Третья волна (и от неё этот по-настоящему учёный человек отсчитывал собственно современную русскоязычную фантастику): «Вышедший в 1957 году роман Ивана Ефремова „Туманность Андромеды“ пошел наперекор всем принципам фантастики „ближнего прицела“ и вдохновил целую новую плеяду авторов, среди которых были братья Стругацкие… Несколько позже в „третью“ волну влились Кир Булычёв, Ольга Ларионова, Дмитрий Биленкин, Зиновий Юрьев, Андрей Балабуха».
Четвертая волна закрывала список: «Устоявшееся название целого поколения отечественных авторов-фантастов, начинавших писать в 1960–1980 годах, но в советское время крайне мало издававшихся. Обычно термин ассоциируется с кругом участников „Малеевских“ и „Дубултинских“ всесоюзных семинаров, а также Московского, Ленинградского и Симферопольского семинаров.
…Трудно проследить какие-то единые характеристики творчества авторов четвёртой волны… Их объединяет разве что общая беда — долгое отлучение от публикаций».
Михаил Успенский в одном интервью, кстати, говорил: «Сейчас от нашего сообщества, от так называемой четвертой волны фантастики, осталась небольшая кучка».
Его потом спросили: «А как же пятая, шестая и прочие волны»?
И Успенский отвечал: «А там уже непонятно, всё перемешалось. Люди, которые сейчас идут в фантастику, на качество текста практически не смотрят».
Так вот, на той сходке фантастов всё перемешалось ещё более. Похожий на переодетого гусара усатый критик сказал мне, что первый период надо считать с Одоевского и прочих мистических экспериментов. Другой крупный критик, ныне уже покойный, сообщил мне, что отсчёт нужно вести не то с Гоголя, не то с Гильгамеша.
В разговорах с прочими фантастами выяснилось, что четвёртая волна — это ещё и Евгений Лукин и Эдуард Геворкян.
Выяснилось также, что пятая волна — это некоторые мои собутыльники и даже я, а шестая… (Тут опять всё смешалось, и я не запомнил про шестую). Впрочем, оказалось, что некоторые насчитали чуть ли не восемь волн фантастов.
Голова у меня начала идти кругом.
Я стал напоминать себе того самого Кролика из книги Александра Милна, что говорил: «…Предположим, что я стал бы носить своих детей с собой в кармане, сколько бы мне понадобилось для этого карманов?
— Шестнадцать, — сказал Пятачок.
— Семнадцать, кажется… Да, да, — сказал Кролик, — и еще один для носового платка, — итого восемнадцать. Я бы просто запутался!»

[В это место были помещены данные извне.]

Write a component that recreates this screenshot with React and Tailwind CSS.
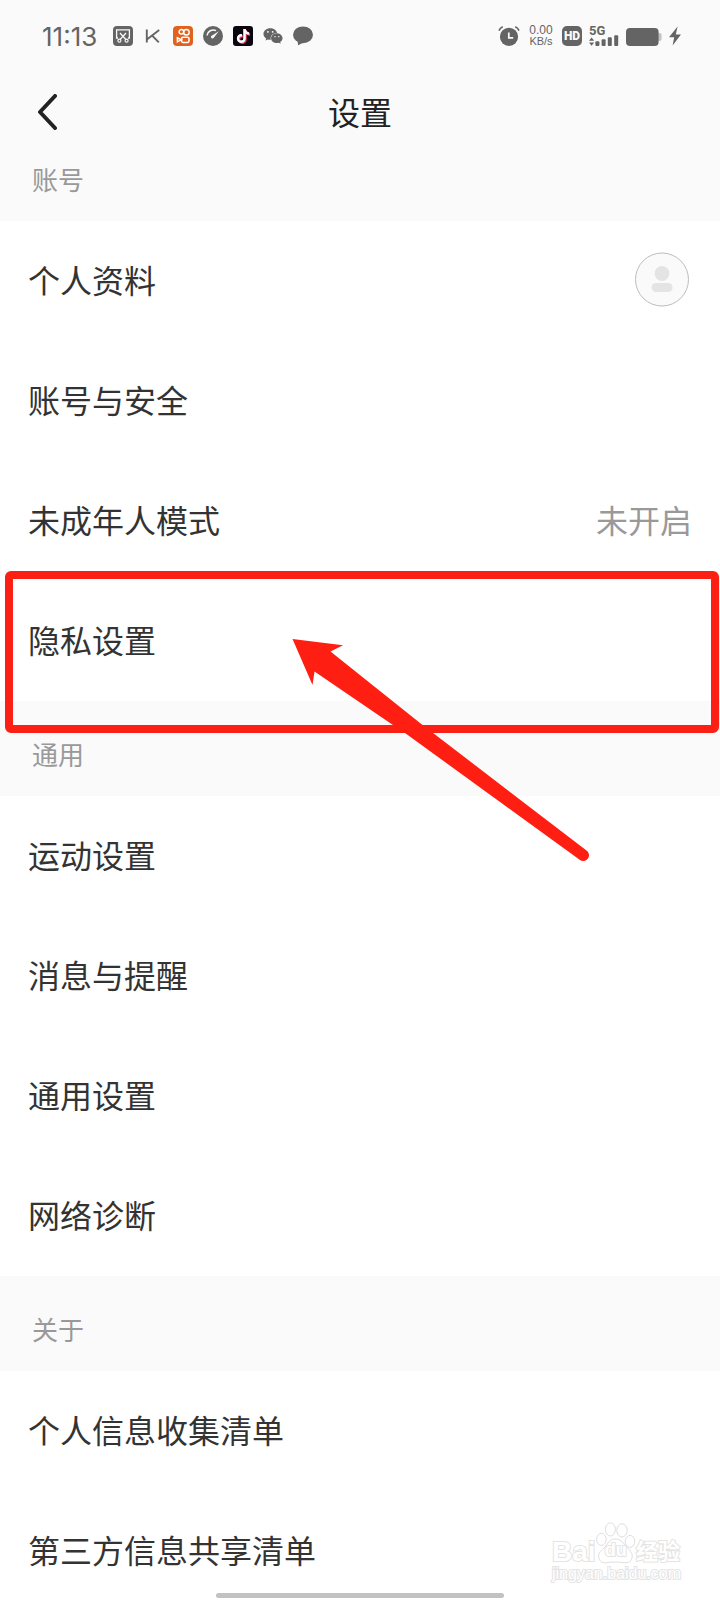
import React from 'react';
import { FaTiktok, FaWeixin } from 'react-icons/fa';

const sections = [
  {
    title: '账号',
    items: [
      { label: '个人资料', avatar: true },
      { label: '账号与安全' },
      { label: '未成年人模式', value: '未开启' },
      { label: '隐私设置', marked: true },
    ],
  },
  {
    title: '通用',
    items: [
      { label: '运动设置' },
      { label: '消息与提醒' },
      { label: '通用设置' },
      { label: '网络诊断' },
    ],
  },
  {
    title: '关于',
    items: [{ label: '个人信息收集清单' }, { label: '第三方信息共享清单' }],
  },
];

const ScreenshotIcon = () => (
  <svg className="size-5" viewBox="0 0 20 20" fill="none" stroke="#fafafa">
    <rect width="20" height="20" rx="4" fill="#646464" stroke="none" />
    <path d="M5 12H3.6V3.9h12.8V12H15" strokeWidth="1.3" />
    <path d="M7 7l5.8 6.4M13 7l-5.8 6.4" strokeWidth="1.4" />
    <circle cx="6.4" cy="14.7" r="1.5" strokeWidth="1.2" />
    <circle cx="13.6" cy="14.7" r="1.5" strokeWidth="1.2" />
  </svg>
);

const KeepIcon = () => (
  <svg className="size-5" viewBox="0 0 20 20" fill="none" stroke="#646464" strokeWidth="1.9">
    <path d="M3.8 3.6v13M16.2 4L4.2 13.2M9.2 9.6l6.6 6.8" />
  </svg>
);

const KwaiIcon = () => (
  <svg className="size-5" viewBox="0 0 20 20" fill="none" stroke="#fff" strokeWidth="1.5">
    <rect width="20" height="20" rx="4" fill="#e2611c" stroke="none" />
    <circle cx="8.4" cy="5.8" r="2.3" />
    <circle cx="13.4" cy="6.2" r="2.8" />
    <rect x="8.6" y="11.2" width="7.4" height="5.2" rx="1.4" />
    <path d="M8.4 13.8L4.4 11.8v4z" />
  </svg>
);

const GaugeIcon = () => (
  <svg className="size-5" viewBox="0 0 20 20">
    <circle cx="10" cy="10" r="10" fill="#646464" />
    <path d="M4 9.5A6.3 6.3 0 0 1 13 4.6" fill="none" stroke="#fafafa" strokeWidth="1.5" />
    <path d="M15.8 5.2l-5.2 6.9a1.6 1.6 0 0 1-2.3-2.2z" fill="#fafafa" />
  </svg>
);

const DouyinIcon = () => (
  <span className="relative flex size-5 items-center justify-center rounded-[3px] bg-[#0b0510]">
    <FaTiktok className="absolute top-[3px] left-[3px] size-3.5 text-[#35d5dc]" />
    <FaTiktok className="absolute top-1 left-1 size-3.5 text-[#e8395f]" />
    <FaTiktok className="relative size-3.5 text-white" />
  </span>
);

const BubbleIcon = () => (
  <svg className="size-5" viewBox="0 0 20 20" fill="#646464">
    <ellipse cx="10" cy="8.8" rx="10" ry="8.4" />
    <path d="M4.5 14l.6 5.2 6-3z" />
  </svg>
);

const AlarmIcon = () => (
  <svg className="h-5 w-[22px]" viewBox="0 0 22 20" fill="none">
    <circle cx="11" cy="10.8" r="9.1" fill="#646464" />
    <path d="M10.8 6.4v5.4h4.4" stroke="#fafafa" strokeWidth="1.7" />
    <path d="M1 4.6Q2 2 4.8 .8M21 4.6Q20 2 17.2 .8" stroke="#646464" strokeWidth="1.6" />
  </svg>
);

const SignalIcon = () => (
  <svg className="h-7 w-[30px]" viewBox="0 -4 30 28" fill="#646464">
    <text x="0" y="9" fontSize="13" fontWeight="700" fontFamily="Roboto, sans-serif">5G</text>
    <path d="M0 14.8L2.6 11.4L5.2 14.8zM0 16.4h5.2L2.6 19.8z" />
    <rect x="6.4" y="15.2" width="4" height="4.8" rx="1" />
    <rect x="12.6" y="13.2" width="4" height="6.8" rx="1" />
    <rect x="18.8" y="11.2" width="4" height="8.8" rx="1" />
    <rect x="25.2" y="9.2" width="4" height="10.8" rx="1" />
  </svg>
);

const BatteryIcon = () => (
  <svg className="h-5 w-9" viewBox="0 0 36 20">
    <rect x="31" y="7" width="4.6" height="8" rx="2" fill="#c4c4c4" />
    <rect x="0" y="2" width="32.6" height="18" rx="4" fill="#646464" />
  </svg>
);

const BoltIcon = () => (
  <svg className="h-5 w-3" viewBox="0 0 12 20" fill="#646464">
    <path d="M8.6 .6L0 11.2h5.2L3.6 19.6L12 8.4H6.8z" />
  </svg>
);

const StatusBar = () => (
  <div className="flex h-[72px] shrink-0 items-center justify-between pr-[39px] pl-[42px]">
    <div className="flex items-center">
      <span className="w-[71px] pt-0.5 font-['Inter',sans-serif] text-[26px] leading-none text-[#646464]">11:13</span>
      <div className="flex items-center gap-2.5">
        <ScreenshotIcon />
        <KeepIcon />
        <KwaiIcon />
        <GaugeIcon />
        <DouyinIcon />
        <FaWeixin className="size-5 text-[#646464]" />
        <BubbleIcon />
      </div>
    </div>
    <div className="flex items-center gap-[7px] text-[#646464]">
      <AlarmIcon />
      <div className="w-7 text-center font-['Liberation_Sans',sans-serif] text-[12px] leading-[11px]">
        <div>0.00</div>
        <div className="text-[11px]">KB/s</div>
      </div>
      <span className="flex size-5 items-center justify-center rounded-[5px] bg-[#646464] font-['Roboto',sans-serif] text-[12px] font-black text-[#fafafa]">
        HD
      </span>
      <SignalIcon />
      <BatteryIcon />
      <BoltIcon />
    </div>
  </div>
);

const Avatar = () => (
  <svg className="size-[60px]" viewBox="0 0 60 60">
    <circle cx="30" cy="30.5" r="26.5" fill="#fafafa" stroke="#bdbdbd" />
    <circle cx="30" cy="24.5" r="7.4" fill="#e4e4e4" />
    <rect x="19.6" y="34" width="21" height="9" rx="4.5" fill="#e4e4e4" />
  </svg>
);

// red frame and arrow pointing at the row
const Marker = () => (
  <>
    <div className="pointer-events-none absolute -top-2.5 right-px left-[5px] z-10 h-[162px] rounded-md border-8 border-[#fb1f14]" />
    <svg
      className="pointer-events-none absolute top-[39px] left-[280px] z-10 h-[250px] w-[330px]"
      viewBox="0 0 330 250"
      fill="#fe1f12"
    >
      <path d="M12.5 19L63 25.2L50.5 31.5L140 103L306.5 230.5A5.6 5.6 0 0 1 300 240L125 113L110 103L34.5 51.5L32.5 65z" />
    </svg>
  </>
);

const Row = ({ item }) => (
  <li className="relative">
    <a href="#" className="flex h-[120px] items-center justify-between bg-white px-7 pb-1 text-[32px] text-[#333333]">
      <span>{item.label}</span>
      {item.avatar && <Avatar />}
      {item.value && <span className="text-[#999999]">{item.value}</span>}
    </a>
    {item.marked && <Marker />}
  </li>
);

const Watermark = () => (
  <div className="pointer-events-none absolute right-10 bottom-4 w-32 text-white [paint-order:stroke_fill] [-webkit-text-stroke:2px_#e4e4e4]">
    <div className="flex items-end justify-between font-['Liberation_Sans','Noto_Sans_CJK_SC',sans-serif] font-bold">
      <span className="text-[28px] leading-6">Bai</span>
      <span className="relative">
        <svg className="h-[42px] w-10 [paint-order:normal]" viewBox="0 0 40 42" fill="#fff" stroke="#dedede">
          <ellipse cx="5.4" cy="17.4" rx="4.8" ry="6" />
          <ellipse cx="14.4" cy="7.4" rx="5" ry="6.6" />
          <ellipse cx="26" cy="8.4" rx="5.2" ry="6.6" />
          <ellipse cx="34" cy="19.4" rx="4.8" ry="6" />
          <path d="M19 17c-6 0-7 5-11 9s-6.500 5.500-5 10.500 6 4.500 9 4 11-.5 15 0 8 0 9-4.500-1.500-7-5-10.500-5-8.500-12-8.500z" />
        </svg>
        <span className="absolute inset-x-0 bottom-1 text-center text-[18px] leading-5">du</span>
      </span>
      <span className="text-[22px] leading-6">经验</span>
    </div>
    <div className="text-center font-['Liberation_Sans',sans-serif] text-[16px] leading-5">jingyan.baidu.com</div>
  </div>
);

const App = () => {
  return (
    <div
      lang="zh-CN"
      className="relative flex h-screen flex-col overflow-hidden bg-[#fafafa] font-['Noto_Sans_CJK_SC',sans-serif]"
    >
      <StatusBar />
      <header className="grid h-20 shrink-0 grid-cols-3 items-center px-7">
        <button type="button" aria-label="返回" className="w-10 pl-2">
          <svg
            className="h-9 w-[22px]"
            viewBox="0 0 22 36"
            fill="none"
            stroke="#222222"
            strokeWidth="4"
            strokeLinecap="round"
            strokeLinejoin="round"
          >
            <path d="M19 2L4 18L19 34" />
          </svg>
        </button>
        <h1 className="pb-0.5 text-center text-[32px] text-[#222222]">设置</h1>
      </header>

      <main className="flex-1">
        {sections.map((section, i) => (
          <section key={section.title}>
            <h2
              className={`${i === 0 ? 'pt-[13px]' : 'pt-[39px]'} px-8 pb-7 text-[26px] leading-7 text-[#999999]`}
            >
              {section.title}
            </h2>
            <ul>
              {section.items.map((item) => (
                <Row key={item.label} item={item} />
              ))}
            </ul>
          </section>
        ))}
      </main>

      <Watermark />
      <div className="absolute inset-x-0 bottom-0.5 mx-auto h-[5px] w-2/5 rounded-full bg-[#c2c2c2]" />
    </div>
  );
};

export default App;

Но, наконец, встал крупный критик и поставил всё на свои места. Он сказал, что все эти волны фантастов были привязаны к конкретным политическим периодам в обществе, а нынче никаких волн нет.
И был, как всегда, прав.
С этих посиделок прошло много лет, и я давно думаю, что писатели вообще и фантасты в частности, давно перестали жить кучно. Всё вразброд. Кто по дрова, а кто сидит в лесу у костра.
А как начнут считать, так начинают гнать волну, будто в рекламе:
— А у нас Интернет-проект!
— А у нас Веб-проект!
— А у нас тогда Веб 2.0!
— А у нас тогда Веб 3.0!
Будто чем номер больше, тем лучше он загипнотизирует обывателя-покупателя.
Цифр-то много, а нас ими так легко не купишь.